* [Job]: Give the number of lines that hold the string "Tailwind". Nothing else is needed.

* [Information shown]:
______
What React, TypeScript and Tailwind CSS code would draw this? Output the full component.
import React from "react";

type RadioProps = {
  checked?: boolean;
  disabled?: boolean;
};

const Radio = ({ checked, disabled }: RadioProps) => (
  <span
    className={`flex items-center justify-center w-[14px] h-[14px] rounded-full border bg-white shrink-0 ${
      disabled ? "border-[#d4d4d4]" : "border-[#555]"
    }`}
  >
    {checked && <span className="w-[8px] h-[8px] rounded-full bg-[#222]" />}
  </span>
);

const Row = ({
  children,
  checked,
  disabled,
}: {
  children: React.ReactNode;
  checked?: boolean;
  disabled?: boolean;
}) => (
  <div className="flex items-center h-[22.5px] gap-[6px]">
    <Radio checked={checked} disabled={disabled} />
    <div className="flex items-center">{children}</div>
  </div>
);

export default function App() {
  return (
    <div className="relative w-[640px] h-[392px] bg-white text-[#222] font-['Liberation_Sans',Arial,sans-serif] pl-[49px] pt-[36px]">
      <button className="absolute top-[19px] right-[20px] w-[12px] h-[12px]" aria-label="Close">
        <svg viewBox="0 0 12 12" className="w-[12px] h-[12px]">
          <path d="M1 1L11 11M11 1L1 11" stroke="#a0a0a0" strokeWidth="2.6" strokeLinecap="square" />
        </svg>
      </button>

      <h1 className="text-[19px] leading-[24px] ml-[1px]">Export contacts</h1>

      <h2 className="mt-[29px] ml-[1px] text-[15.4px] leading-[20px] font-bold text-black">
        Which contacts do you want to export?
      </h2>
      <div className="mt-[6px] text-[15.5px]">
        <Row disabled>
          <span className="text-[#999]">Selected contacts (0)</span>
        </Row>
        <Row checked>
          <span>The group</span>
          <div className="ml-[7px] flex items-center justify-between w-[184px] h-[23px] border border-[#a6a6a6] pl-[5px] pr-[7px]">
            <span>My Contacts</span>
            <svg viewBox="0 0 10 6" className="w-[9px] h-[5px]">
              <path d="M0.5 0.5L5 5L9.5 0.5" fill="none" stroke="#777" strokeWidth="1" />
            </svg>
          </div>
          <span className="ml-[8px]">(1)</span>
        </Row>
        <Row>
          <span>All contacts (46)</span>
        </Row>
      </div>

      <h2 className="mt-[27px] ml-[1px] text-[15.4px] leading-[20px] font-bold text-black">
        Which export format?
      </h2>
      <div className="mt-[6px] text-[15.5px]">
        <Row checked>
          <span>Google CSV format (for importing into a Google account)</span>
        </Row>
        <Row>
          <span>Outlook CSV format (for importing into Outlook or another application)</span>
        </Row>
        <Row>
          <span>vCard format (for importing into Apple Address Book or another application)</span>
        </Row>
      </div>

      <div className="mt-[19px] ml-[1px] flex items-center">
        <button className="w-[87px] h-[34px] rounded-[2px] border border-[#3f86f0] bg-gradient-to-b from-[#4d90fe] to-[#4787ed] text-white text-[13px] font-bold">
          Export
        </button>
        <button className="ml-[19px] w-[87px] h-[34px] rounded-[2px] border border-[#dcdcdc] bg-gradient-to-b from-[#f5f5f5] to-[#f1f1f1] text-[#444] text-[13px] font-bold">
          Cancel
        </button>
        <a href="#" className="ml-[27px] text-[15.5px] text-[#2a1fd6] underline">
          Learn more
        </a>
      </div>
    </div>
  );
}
______
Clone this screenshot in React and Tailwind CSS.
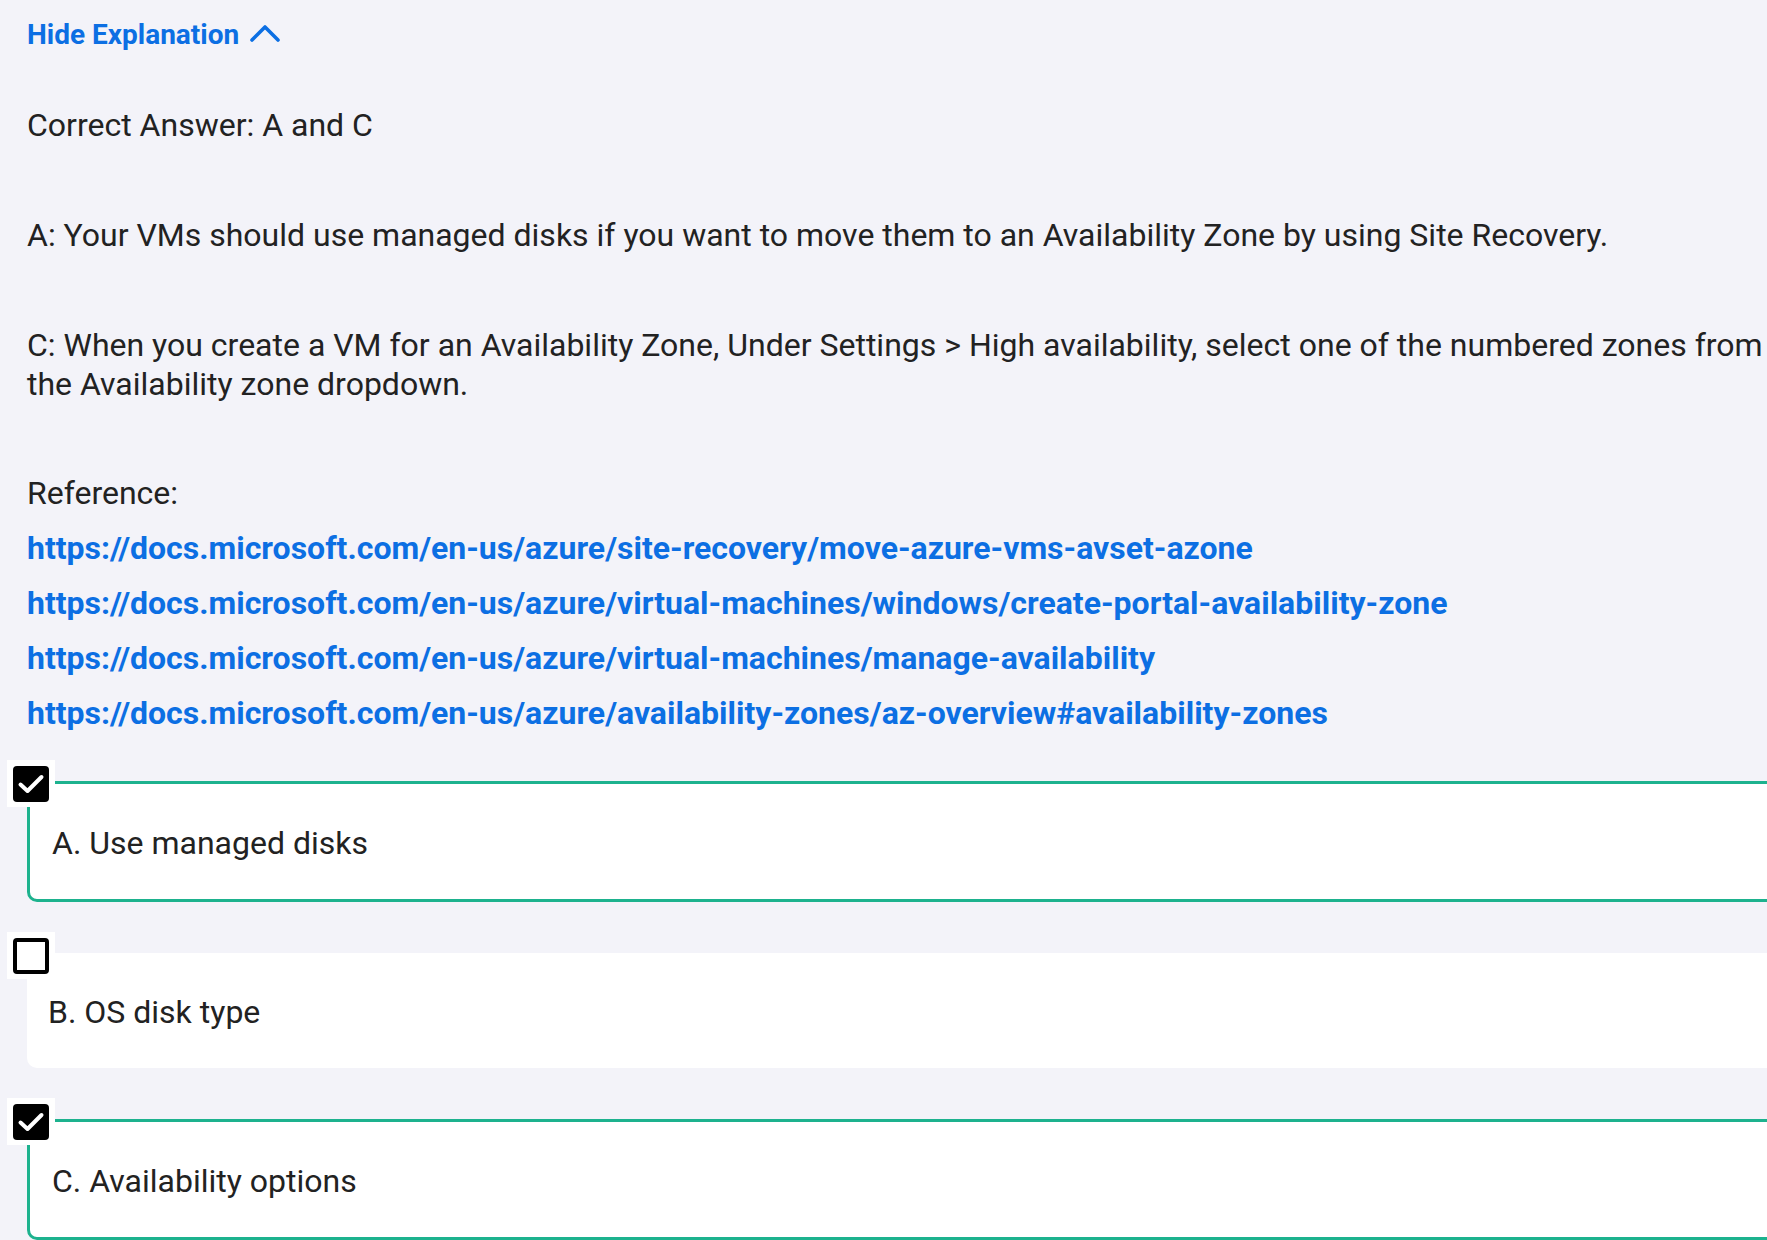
______
* [Answer to the exercise]: 2